→ **DATA**:
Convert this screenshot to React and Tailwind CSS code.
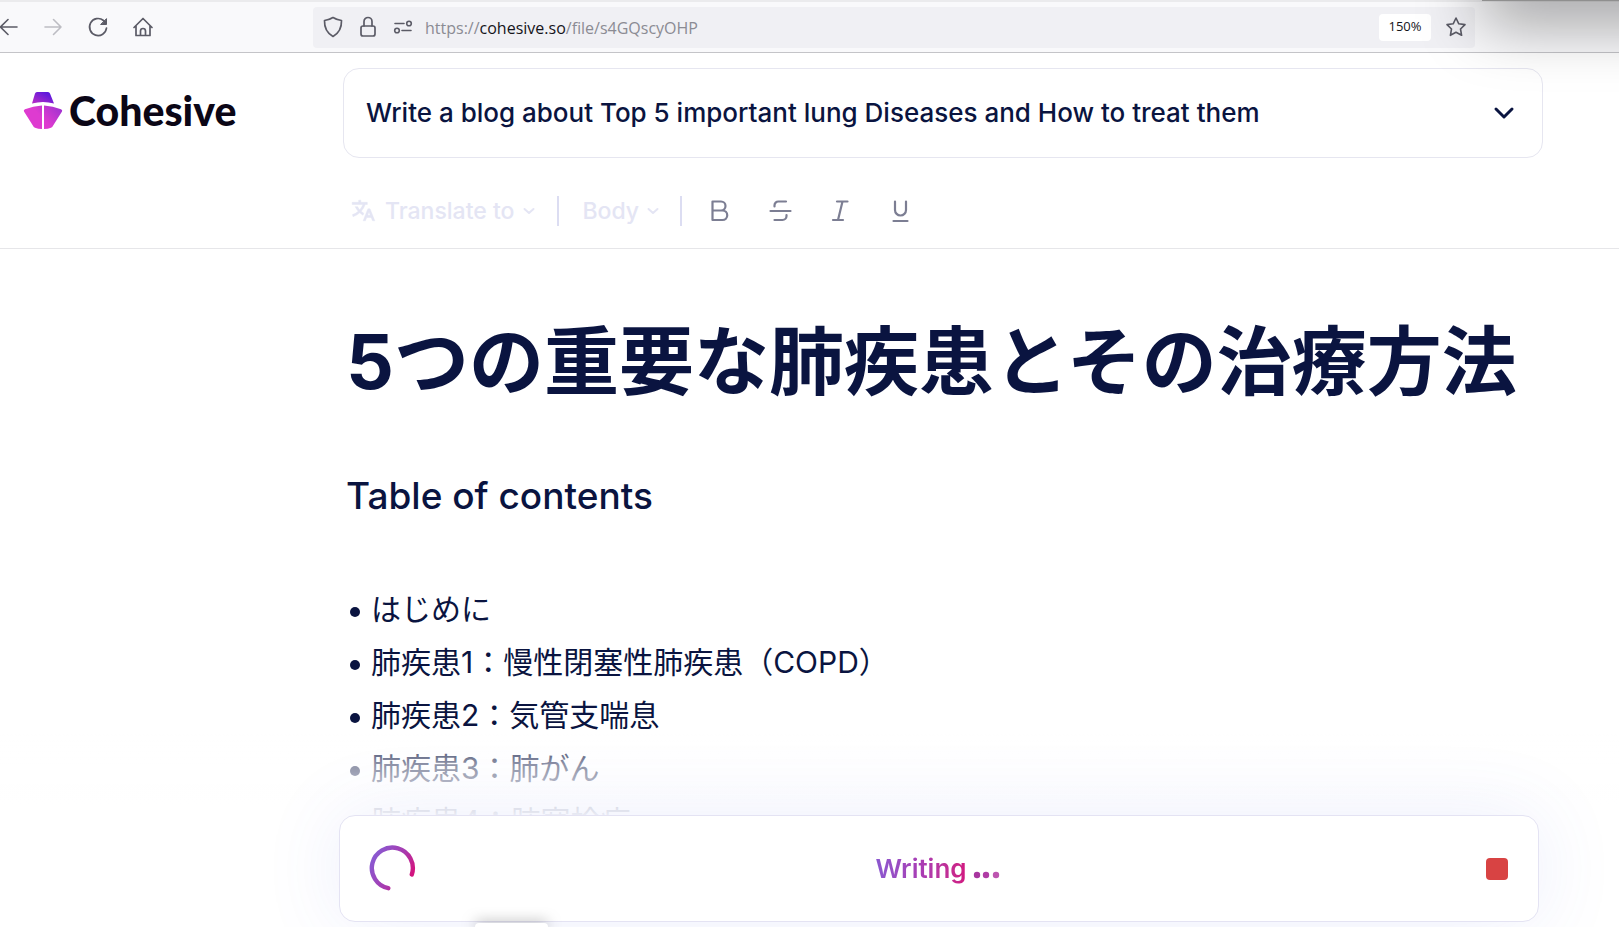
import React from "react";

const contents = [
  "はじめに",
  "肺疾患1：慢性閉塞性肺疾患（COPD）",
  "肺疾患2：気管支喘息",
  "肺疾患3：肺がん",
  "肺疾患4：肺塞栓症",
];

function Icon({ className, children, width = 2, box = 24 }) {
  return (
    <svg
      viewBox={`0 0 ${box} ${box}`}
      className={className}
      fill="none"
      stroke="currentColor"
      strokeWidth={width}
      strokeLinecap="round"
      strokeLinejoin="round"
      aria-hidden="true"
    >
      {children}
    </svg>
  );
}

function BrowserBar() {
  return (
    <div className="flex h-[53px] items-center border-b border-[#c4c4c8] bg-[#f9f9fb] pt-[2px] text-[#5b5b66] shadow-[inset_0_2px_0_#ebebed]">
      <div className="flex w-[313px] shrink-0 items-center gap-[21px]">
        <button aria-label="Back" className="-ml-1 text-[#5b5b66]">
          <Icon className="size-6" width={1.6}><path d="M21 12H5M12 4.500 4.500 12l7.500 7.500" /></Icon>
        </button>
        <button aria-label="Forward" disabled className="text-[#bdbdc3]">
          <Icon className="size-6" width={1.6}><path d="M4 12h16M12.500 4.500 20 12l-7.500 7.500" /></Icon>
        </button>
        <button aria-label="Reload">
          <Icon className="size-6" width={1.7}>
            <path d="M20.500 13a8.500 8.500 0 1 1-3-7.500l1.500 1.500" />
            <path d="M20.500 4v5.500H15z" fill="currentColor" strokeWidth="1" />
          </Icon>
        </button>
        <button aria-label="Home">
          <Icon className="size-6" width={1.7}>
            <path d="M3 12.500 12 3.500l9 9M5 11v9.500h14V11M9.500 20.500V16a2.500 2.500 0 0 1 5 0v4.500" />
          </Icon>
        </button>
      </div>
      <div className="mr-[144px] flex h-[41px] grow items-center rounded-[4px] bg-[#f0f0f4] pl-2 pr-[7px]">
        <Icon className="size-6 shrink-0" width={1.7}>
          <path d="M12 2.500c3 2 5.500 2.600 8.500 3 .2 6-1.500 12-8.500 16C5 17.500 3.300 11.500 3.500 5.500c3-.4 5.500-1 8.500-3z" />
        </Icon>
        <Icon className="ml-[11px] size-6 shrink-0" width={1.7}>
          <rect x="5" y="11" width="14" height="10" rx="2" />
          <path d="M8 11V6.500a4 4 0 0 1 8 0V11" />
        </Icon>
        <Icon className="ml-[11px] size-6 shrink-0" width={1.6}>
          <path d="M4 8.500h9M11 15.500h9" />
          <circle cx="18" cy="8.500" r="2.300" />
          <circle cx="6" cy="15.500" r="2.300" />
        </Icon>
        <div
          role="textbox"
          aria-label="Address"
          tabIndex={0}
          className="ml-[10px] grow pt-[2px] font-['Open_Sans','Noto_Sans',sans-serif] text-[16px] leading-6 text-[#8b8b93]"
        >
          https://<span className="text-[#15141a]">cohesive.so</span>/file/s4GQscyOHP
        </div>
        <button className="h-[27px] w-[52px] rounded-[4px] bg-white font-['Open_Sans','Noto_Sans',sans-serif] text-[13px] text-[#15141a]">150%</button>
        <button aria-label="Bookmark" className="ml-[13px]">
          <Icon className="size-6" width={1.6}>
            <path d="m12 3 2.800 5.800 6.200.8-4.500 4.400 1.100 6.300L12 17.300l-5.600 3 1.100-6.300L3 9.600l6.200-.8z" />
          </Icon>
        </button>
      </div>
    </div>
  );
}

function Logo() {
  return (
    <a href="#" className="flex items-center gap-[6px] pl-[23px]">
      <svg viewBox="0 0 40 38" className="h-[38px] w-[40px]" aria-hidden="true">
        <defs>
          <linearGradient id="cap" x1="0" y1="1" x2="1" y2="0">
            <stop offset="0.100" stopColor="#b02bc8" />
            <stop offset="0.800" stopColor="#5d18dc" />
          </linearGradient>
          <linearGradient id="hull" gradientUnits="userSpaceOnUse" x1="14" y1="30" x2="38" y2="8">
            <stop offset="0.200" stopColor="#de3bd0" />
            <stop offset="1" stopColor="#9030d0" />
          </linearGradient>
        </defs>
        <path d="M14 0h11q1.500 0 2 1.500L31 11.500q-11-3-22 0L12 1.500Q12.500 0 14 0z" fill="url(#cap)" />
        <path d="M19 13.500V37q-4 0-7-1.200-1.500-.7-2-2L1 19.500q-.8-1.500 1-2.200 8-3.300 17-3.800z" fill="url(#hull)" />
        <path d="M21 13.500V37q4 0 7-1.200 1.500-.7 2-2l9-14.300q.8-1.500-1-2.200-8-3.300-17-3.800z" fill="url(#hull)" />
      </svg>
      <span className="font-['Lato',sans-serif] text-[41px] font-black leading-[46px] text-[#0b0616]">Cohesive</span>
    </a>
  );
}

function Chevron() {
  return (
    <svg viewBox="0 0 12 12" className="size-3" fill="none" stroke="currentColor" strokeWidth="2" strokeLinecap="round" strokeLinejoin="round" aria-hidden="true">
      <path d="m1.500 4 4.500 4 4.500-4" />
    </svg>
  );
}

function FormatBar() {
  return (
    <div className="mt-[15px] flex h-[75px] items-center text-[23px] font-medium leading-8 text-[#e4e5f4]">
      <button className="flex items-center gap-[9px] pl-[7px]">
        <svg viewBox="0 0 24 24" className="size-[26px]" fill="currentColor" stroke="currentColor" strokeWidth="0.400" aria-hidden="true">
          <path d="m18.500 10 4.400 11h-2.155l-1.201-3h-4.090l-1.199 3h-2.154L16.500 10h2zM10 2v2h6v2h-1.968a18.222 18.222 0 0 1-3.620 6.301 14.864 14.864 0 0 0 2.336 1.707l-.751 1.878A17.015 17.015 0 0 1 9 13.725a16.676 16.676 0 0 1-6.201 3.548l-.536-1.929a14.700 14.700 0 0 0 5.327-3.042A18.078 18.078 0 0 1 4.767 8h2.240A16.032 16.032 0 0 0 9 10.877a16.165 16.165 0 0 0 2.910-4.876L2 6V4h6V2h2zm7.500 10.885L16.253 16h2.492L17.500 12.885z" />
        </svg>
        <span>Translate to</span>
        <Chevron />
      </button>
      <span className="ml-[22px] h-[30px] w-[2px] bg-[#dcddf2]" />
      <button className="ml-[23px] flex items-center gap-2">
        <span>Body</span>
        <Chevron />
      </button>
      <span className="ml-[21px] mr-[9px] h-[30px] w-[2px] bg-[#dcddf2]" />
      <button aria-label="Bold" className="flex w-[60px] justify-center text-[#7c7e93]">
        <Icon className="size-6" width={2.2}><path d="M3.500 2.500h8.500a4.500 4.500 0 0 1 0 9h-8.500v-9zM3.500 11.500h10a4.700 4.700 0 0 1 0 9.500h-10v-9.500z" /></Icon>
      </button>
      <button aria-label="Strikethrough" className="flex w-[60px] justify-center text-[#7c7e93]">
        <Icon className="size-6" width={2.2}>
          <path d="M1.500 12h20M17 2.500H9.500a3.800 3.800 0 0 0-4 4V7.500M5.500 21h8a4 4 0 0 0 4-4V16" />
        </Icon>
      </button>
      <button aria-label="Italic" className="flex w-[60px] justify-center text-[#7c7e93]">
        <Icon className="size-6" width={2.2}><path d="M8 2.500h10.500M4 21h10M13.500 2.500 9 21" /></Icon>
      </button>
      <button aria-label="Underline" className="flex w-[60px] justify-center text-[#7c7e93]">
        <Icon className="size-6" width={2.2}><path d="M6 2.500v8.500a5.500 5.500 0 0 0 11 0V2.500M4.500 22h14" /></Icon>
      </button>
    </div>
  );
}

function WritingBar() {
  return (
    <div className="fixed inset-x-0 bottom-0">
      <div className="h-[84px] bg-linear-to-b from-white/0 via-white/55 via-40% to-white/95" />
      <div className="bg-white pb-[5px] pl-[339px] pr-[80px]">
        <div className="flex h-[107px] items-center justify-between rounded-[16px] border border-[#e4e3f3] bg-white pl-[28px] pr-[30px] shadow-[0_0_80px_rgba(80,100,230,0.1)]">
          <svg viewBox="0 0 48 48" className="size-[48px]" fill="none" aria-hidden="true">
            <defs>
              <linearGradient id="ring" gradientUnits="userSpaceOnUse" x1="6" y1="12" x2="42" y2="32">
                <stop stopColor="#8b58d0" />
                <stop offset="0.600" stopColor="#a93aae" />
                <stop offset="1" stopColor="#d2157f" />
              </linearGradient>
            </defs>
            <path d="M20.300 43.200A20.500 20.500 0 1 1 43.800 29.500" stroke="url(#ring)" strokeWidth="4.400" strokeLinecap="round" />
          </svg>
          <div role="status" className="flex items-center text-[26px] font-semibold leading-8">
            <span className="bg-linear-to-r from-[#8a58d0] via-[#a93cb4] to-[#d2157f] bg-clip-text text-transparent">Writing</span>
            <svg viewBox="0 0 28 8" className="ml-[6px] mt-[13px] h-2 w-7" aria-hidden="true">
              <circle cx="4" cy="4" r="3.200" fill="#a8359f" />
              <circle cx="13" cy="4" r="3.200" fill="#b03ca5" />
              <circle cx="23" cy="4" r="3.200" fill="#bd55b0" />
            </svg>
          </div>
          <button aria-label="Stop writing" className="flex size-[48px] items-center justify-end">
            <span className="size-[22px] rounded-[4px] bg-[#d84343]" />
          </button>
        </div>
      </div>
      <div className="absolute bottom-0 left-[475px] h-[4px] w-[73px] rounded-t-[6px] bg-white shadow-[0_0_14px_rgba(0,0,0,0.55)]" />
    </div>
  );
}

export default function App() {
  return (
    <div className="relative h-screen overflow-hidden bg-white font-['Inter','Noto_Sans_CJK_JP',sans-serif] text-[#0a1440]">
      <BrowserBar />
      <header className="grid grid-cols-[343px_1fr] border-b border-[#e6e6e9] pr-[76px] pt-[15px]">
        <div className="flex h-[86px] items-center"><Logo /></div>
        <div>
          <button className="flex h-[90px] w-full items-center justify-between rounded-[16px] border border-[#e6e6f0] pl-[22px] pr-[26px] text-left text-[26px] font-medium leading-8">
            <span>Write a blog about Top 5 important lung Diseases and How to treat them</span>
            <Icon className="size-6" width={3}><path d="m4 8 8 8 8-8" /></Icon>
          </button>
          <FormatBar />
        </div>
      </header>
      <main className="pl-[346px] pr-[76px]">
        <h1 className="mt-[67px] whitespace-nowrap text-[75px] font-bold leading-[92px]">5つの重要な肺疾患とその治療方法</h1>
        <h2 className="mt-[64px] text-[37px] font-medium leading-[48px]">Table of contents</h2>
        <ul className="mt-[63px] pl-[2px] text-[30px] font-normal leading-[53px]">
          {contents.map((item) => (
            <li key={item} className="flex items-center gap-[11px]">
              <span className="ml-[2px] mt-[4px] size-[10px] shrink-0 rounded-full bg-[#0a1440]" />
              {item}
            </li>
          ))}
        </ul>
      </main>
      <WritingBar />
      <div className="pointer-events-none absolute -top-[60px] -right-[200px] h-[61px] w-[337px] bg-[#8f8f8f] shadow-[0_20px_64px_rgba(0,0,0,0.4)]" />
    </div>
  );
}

→ **JOB**: From the data, pick out every line that includes "React".

→ **FINAL RESULT**:
Convert this screenshot to React and Tailwind CSS code.
import React from "react";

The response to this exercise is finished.